Unless you are fond of reading about automotive history, you don’t hear this name very often: Charles Kettering. Yet, Kettering was the genius behind some of the most significant advances in automotive engineering. Inventions such as electrical ignition systems, automotive starter motors and even Freon gas were all attributable to Kettering. He was also the founder of DELCO Corporation, an automotive parts manufacturer that was eventually acquired by General Motors.

The Early Years

Charles was born in Loudonville, Ohio, in 1876. He was the fourth of five children born to Jacob Kettering and Martha Hunter Kettering. Kettering had poor vision and this lead to a childhood that unfortunately was consumed with constant headaches. However, he was a very smart boy and after his secondary school education was completed, he became a teacher. He enjoyed teaching and during this time, he took classes at The College of Wooster.
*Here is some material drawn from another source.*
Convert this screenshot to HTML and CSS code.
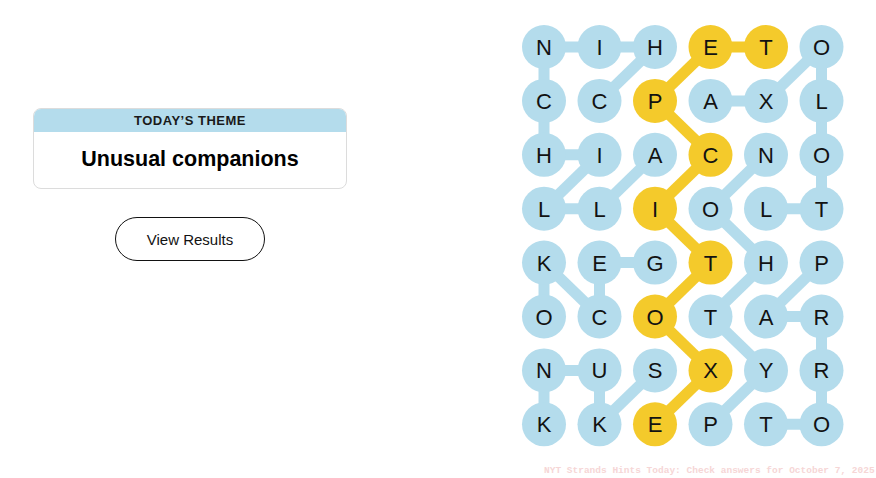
FILE: index.html
```html
<!DOCTYPE html>
<html lang="en">
<head>
<meta charset="utf-8">
<title>Strands</title>
<link rel="stylesheet" href="styles.css">
</head>
<body>
<main class="page">
  <section class="side">
    <div class="theme-card">
      <div class="theme-head">TODAY’S THEME</div>
      <div class="theme-body">Unusual companions</div>
    </div>
    <button class="results-btn" type="button">View Results</button>
  </section>
  <svg class="board" width="340" height="440" viewBox="0 0 340 440">
    <g class="links blue">
      <!-- CHINCHILLA -->
      <line x1="140" y1="29" x2="84.5" y2="82.9"/>
      <line x1="140" y1="29" x2="29" y2="29"/>
      <line x1="29" y1="29" x2="29" y2="136.8"/>
      <line x1="29" y1="136.8" x2="84.5" y2="136.8"/>
      <line x1="84.5" y1="136.8" x2="29" y2="190.7"/>
      <line x1="29" y1="190.7" x2="84.5" y2="190.7"/>
      <line x1="84.5" y1="190.7" x2="140" y2="136.8"/>
      <!-- AXOLOTL -->
      <line x1="195.5" y1="82.9" x2="251" y2="82.9"/>
      <line x1="251" y1="82.9" x2="306.5" y2="29"/>
      <line x1="306.5" y1="29" x2="306.5" y2="190.7"/>
      <line x1="306.5" y1="190.7" x2="251" y2="190.7"/>
      <!-- PYTHON -->
      <line x1="195.5" y1="406.3" x2="251" y2="352.4"/>
      <line x1="251" y1="352.4" x2="195.5" y2="298.5"/>
      <line x1="195.5" y1="298.5" x2="251" y2="244.6"/>
      <line x1="251" y1="244.6" x2="195.5" y2="190.7"/>
      <line x1="195.5" y1="190.7" x2="251" y2="136.8"/>
      <!-- PARROT -->
      <line x1="306.5" y1="244.6" x2="251" y2="298.5"/>
      <line x1="251" y1="298.5" x2="306.5" y2="298.5"/>
      <line x1="306.5" y1="298.5" x2="306.5" y2="406.3"/>
      <line x1="306.5" y1="406.3" x2="251" y2="406.3"/>
      <!-- GECKO -->
      <line x1="140" y1="244.6" x2="84.5" y2="244.6"/>
      <line x1="84.5" y1="244.6" x2="84.5" y2="298.5"/>
      <line x1="84.5" y1="298.5" x2="29" y2="244.6"/>
      <line x1="29" y1="244.6" x2="29" y2="298.5"/>
      <!-- SKUNK -->
      <line x1="140" y1="352.4" x2="84.5" y2="406.3"/>
      <line x1="84.5" y1="406.3" x2="84.5" y2="352.4"/>
      <line x1="84.5" y1="352.4" x2="29" y2="352.4"/>
      <line x1="29" y1="352.4" x2="29" y2="406.3"/>
    </g>
    <g class="links gold">
      <line x1="140" y1="406.3" x2="195.5" y2="352.4"/>
      <line x1="195.5" y1="352.4" x2="140" y2="298.5"/>
      <line x1="140" y1="298.5" x2="195.5" y2="244.6"/>
      <line x1="195.5" y1="244.6" x2="140" y2="190.7"/>
      <line x1="140" y1="190.7" x2="195.5" y2="136.8"/>
      <line x1="195.5" y1="136.8" x2="140" y2="82.9"/>
      <line x1="140" y1="82.9" x2="195.5" y2="29"/>
      <line x1="195.5" y1="29" x2="251" y2="29"/>
    </g>
    <g class="cells"></g>
  </svg>
  <div class="watermark">NYT Strands Hints Today: Check answers for October 7, 2025</div>
</main>
<script>
  (function () {
    var rows = ["NIHETO","CCPAXL","HIACNO","LLIOLT","KEGTHP","OCOTAR","NUSXYR","KKEPTO"];
    var gold = {"0,3":1,"0,4":1,"1,2":1,"2,3":1,"3,2":1,"4,3":1,"5,2":1,"6,3":1,"7,2":1};
    var ns = "http://www.w3.org/2000/svg";
    var g = document.querySelector(".cells");
    rows.forEach(function (row, r) {
      row.split("").forEach(function (ch, c) {
        var cx = 29 + 55.5 * c, cy = 29 + 53.9 * r;
        var circ = document.createElementNS(ns, "circle");
        circ.setAttribute("cx", cx);
        circ.setAttribute("cy", cy);
        circ.setAttribute("r", 22);
        circ.setAttribute("class", gold[r + "," + c] ? "dot gold" : "dot blue");
        g.appendChild(circ);
        var t = document.createElementNS(ns, "text");
        t.setAttribute("x", cx);
        t.setAttribute("y", cy + 8);
        t.setAttribute("class", "letter");
        t.textContent = ch;
        g.appendChild(t);
      });
    });
  })();
</script>
</body>
</html>
```

FILE: styles.css
```css
html, body {
  margin: 0;
  padding: 0;
  background: #ffffff;
}

.page {
  position: relative;
  width: 876px;
  height: 478px;
  display: flex;
  align-items: flex-start;
  font-family: "Liberation Sans", Arial, sans-serif;
  color: #121212;
  overflow: hidden;
}

.side {
  width: 314px;
  margin-left: 33px;
  margin-top: 108px;
  display: flex;
  flex-direction: column;
  align-items: center;
}

.theme-card {
  width: 100%;
  box-sizing: border-box;
  border: 1px solid #dcdcdc;
  border-radius: 8px;
  overflow: hidden;
}

.theme-head {
  background: #b4dcec;
  height: 23px;
  line-height: 24px;
  text-align: center;
  font-size: 13px;
  font-weight: 700;
  letter-spacing: 0.5px;
  color: #1a1a1a;
}

.theme-body {
  height: 56px;
  line-height: 54px;
  text-align: center;
  font-size: 21.5px;
  font-weight: 700;
  color: #000;
}

.results-btn {
  margin-top: 28px;
  width: 150px;
  height: 44px;
  border: 1px solid #121212;
  border-radius: 22px;
  background: #fff;
  font-family: "Liberation Sans", Arial, sans-serif;
  font-size: 15px;
  color: #121212;
  padding: 0;
}

.board {
  margin-left: 168px;
  margin-top: 18px;
  flex: none;
}

.links line {
  stroke-width: 11;
}

.links.blue line {
  stroke: #b4dcec;
}

.links.gold line {
  stroke: #f4ca2b;
}

.dot.blue {
  fill: #b4dcec;
}

.dot.gold {
  fill: #f4ca2b;
}

.letter {
  font-family: "Liberation Sans", Arial, sans-serif;
  font-size: 22px;
  fill: #121212;
  text-anchor: middle;
}

.watermark {
  position: absolute;
  left: 544px;
  top: 465px;
  white-space: nowrap;
  font-family: "Liberation Mono", "Courier New", monospace;
  font-size: 9.5px;
  font-weight: 700;
  color: #f6d6d6;
}
```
Later he transferred to The Ohio State University (OSU) where he met his future wife, Olive Williams. Kettering eventually graduated from OSU in 1904 with a degree in electrical engineering.

Let the Inventions Begin

Kettering first job out of engineering school was with National Cash Register (NCR.) Here he worked in NCR’s large research laboratory. Kettering was by nature an innovative engineer and it wasn’t long before he achieved his first major invention: an easy credit approval system. This system was essentially a precursor to today’s credit card processing systems. He then put his mind to work on the old fashioned crank cash registers. Soon he developed an electric version which made ringing up sales physically much easier for sales clerks all over the country. During his five years at NCR, from 1904 to 1909, Kettering earned 23 patents.

Automotive Components

In 1907, colleague Edward A. Deeds invited Kettering and another engineer, Harold E. Talbott, to join him working at night on improvements for the nascent automotive industry. Working nights and weekends, in Deed’s barn, their first invention was an electric ignition system designed to eliminate the magneto. This invention was a huge success and in 1909, all three engineers left NCR and founded Dayton Engineering Laboratories Company also known as DELCO.

The First Self-Starting Car

Back in the early 1900s, cars were started by hand crank. It was a technique that required some strength and it was dangerous. Here’s why: If the ignition timing retarded, the crank could kick back and strike whomever was cranking. As the story goes, a good friend of Ketterings was struck by a hand crank and killed. He immediately vowed that no one would ever be killed again attempting to start a car. On February 17, 1911, the first self-starting ignition was first installed in a Cadillac and the automotive industry took a major leap forward.

Freon 

In the late 1800s until 1929, refrigerators used the gases, ammonia, methyl chloride, and sulfur dioxide, as refrigerants. Methyl chloride gas was especially toxic and deaths from leaking systems was becoming more common. In 1928, Thomas Midgley, Jr. and Kettering invented a refrigerant that was safe to use and called it “Freon.” Freon represents several different chlorofluorocarbons, or CFCs, which today are widely used in commerce and industry. Unfortunately, the original Freon, referred to as R-12, has been identified as a major destroyer of the Earth’s ozone layer. Our service consultants at Central Ave. Hyundai of Hartsdale, a local Hyundai dealer in Hartsdale, NY, told us that Hyundai phased out the old R-12 freon in the early 2000s and is now using an environmentally Freon called R-134a. Had Kettering known about the ozone issue, he would have undoubtedly created a R-132a type replacement himself.

Legacy

His inventions, especially the electric automobile starter, made him Kettering wealthy. In 1945, he helped found what became the Sloan Kettering Cancer Center based on the premise that American industrial research techniques could be applied to cancer research.

Kettering died on November 25, 1958. After his death, his body lay in honor at the Engineers Club and then was interred in the mausoleum at Woodlawn Cemetery, Dayton, Ohio.